What is Known About Caries in Relation to Restorations as a Reason for Replacement? a Review

In the past 20 years, a great many studies have identified secondary caries to be the most common reason for the replacement of restorations. This review raises the question whether clinicians use 'secondary caries' as a catch-all into which they put a variety of reasons for replacement, or whether they do have professionally based reasons for focusing on caries adjacent to restorations. There is no consensus among researchers concerning the nature of secondary caries, but it is possible to identify two major-and conflicting-trends : One adheres to a critical approach concerning the frequency of replacements and recommends a much more conservative evaluation of existing fillings.

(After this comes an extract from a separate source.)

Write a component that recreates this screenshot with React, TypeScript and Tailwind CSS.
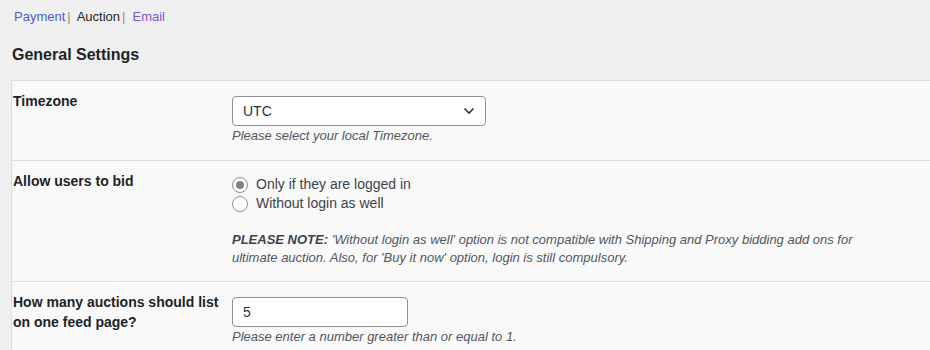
import React from "react";

const font = { fontFamily: '"Liberation Sans", Arial, sans-serif' };

function Radio({ checked, label }: { checked?: boolean; label: string }) {
  return (
    <label className="flex items-center h-[19px]">
      <span className="w-4 h-4 rounded-full border border-[#8c8f94] bg-white flex items-center justify-center shrink-0">
        {checked && <span className="w-2 h-2 rounded-full bg-[#7e8187]" />}
      </span>
      <span className="ml-[8px] text-[14px] text-[#3c434a]">{label}</span>
    </label>
  );
}

export default function App() {
  return (
    <div className="w-[930px] h-[350px] overflow-hidden bg-[#f0f0f1] text-[#3c434a]" style={font}>
      <div className="pl-[14px] pt-[8px] text-[13px] leading-[18px] flex items-center">
        <span className="text-[#4f5bd5]">Payment</span>
        <span className="text-[#a98a5a] ml-[2px]">|</span>
        <span className="text-[#1d2327] ml-[6px]">Auction</span>
        <span className="text-[#a98a5a] ml-[2px]">|</span>
        <span className="text-[#7a55e0] ml-[7px]">Email</span>
      </div>
      <h2 className="pl-[12px] mt-[18px] text-[16px] leading-[22px] font-bold text-[#1d2327]">General Settings</h2>
      <div className="ml-[11px] mt-[14px] w-[940px] border-l border-t border-[#dcdcde] bg-[#f9f9f9]">
        {/* Row 1 */}
        <div className="flex border-b border-[#dcdcde] h-[80px]">
          <div className="w-[220px] pl-[1px] pt-[10px] text-[14px] leading-[20px] font-bold text-[#1d2327]">Timezone</div>
          <div className="pt-[15px]">
            <div className="w-[254px] h-[30px] border border-[#8c8f94] rounded-[4px] bg-white flex items-center justify-between pl-[10px] pr-[10px] text-[14px] text-[#2c3338]">
              <span>UTC</span>
              <svg width="12" height="8" viewBox="0 0 12 8" fill="none">
                <path d="M1.5 1.5 L6 6 L10.5 1.5" stroke="#2c3338" strokeWidth="1.6" />
              </svg>
            </div>
            <div className="mt-[1px] text-[13px] leading-[18px] italic text-[#50575e]">Please select your local Timezone.</div>
          </div>
        </div>
        {/* Row 2 */}
        <div className="flex border-b border-[#dcdcde] h-[121px]">
          <div className="w-[220px] pl-[1px] pt-[10px] text-[14px] leading-[20px] font-bold text-[#1d2327]">Allow users to bid</div>
          <div className="pt-[14px]">
            <Radio checked label="Only if they are logged in" />
            <Radio label="Without login as well" />
            <div className="mt-[18px] text-[13px] leading-[18px] italic text-[#50575e] w-[640px]">
              <b className="text-[#3c434a]">PLEASE NOTE:</b> 'Without login as well' option is not compatible with Shipping and Proxy bidding add ons for ultimate auction. Also, for 'Buy it now' option, login is still compulsory.
            </div>
          </div>
        </div>
        {/* Row 3 */}
        <div className="flex h-[80px]">
          <div className="w-[220px] pl-[1px] pr-[8px] pt-[10px] text-[14px] leading-[20px] font-bold text-[#1d2327]">How many auctions should list on one feed page?</div>
          <div className="pt-[15px]">
            <div className="w-[176px] h-[30px] border border-[#8c8f94] rounded-[4px] bg-white flex items-center pl-[10px] text-[14px] text-[#2c3338]">5</div>
            <div className="mt-[1px] text-[13px] leading-[18px] italic text-[#50575e]">Please enter a number greater than or equal to 1.</div>
          </div>
        </div>
      </div>
    </div>
  );
}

In contrast, the other trend focuses on the clinical undetectable microleakage as the major risk factor for the initiation and uncontrolled dentinal spread of secondary caries. Since the latter trend offers a reasonable explanation for the clinicians' concern about invisible 'secondary caries', and hence reinforces the tendency to replacement, it is relevant to reconsider the conventional concept that microleakage leads to the initiation of secondary caries. Available data indicate that visible gaps and marginal discrepancies are poorly related to secondary caries, and that secondary caries is a localized phenomenon caused by localized conditions for the evolution of cariogenic plaque. Consequently, secondary caries is not a universal attack along the entire interface between tooth and restoration, but rather a new lesion or a re-beginning of caries on the surface due to local conditions for plaque formation with cariogenic potential. It is concluded that reinforcement of a new and more appropriate professional behavior should be based on diffusion of existing knowledge of dental caries as a disease rather than on simplified criteria for the placement and replacement of dental restorations.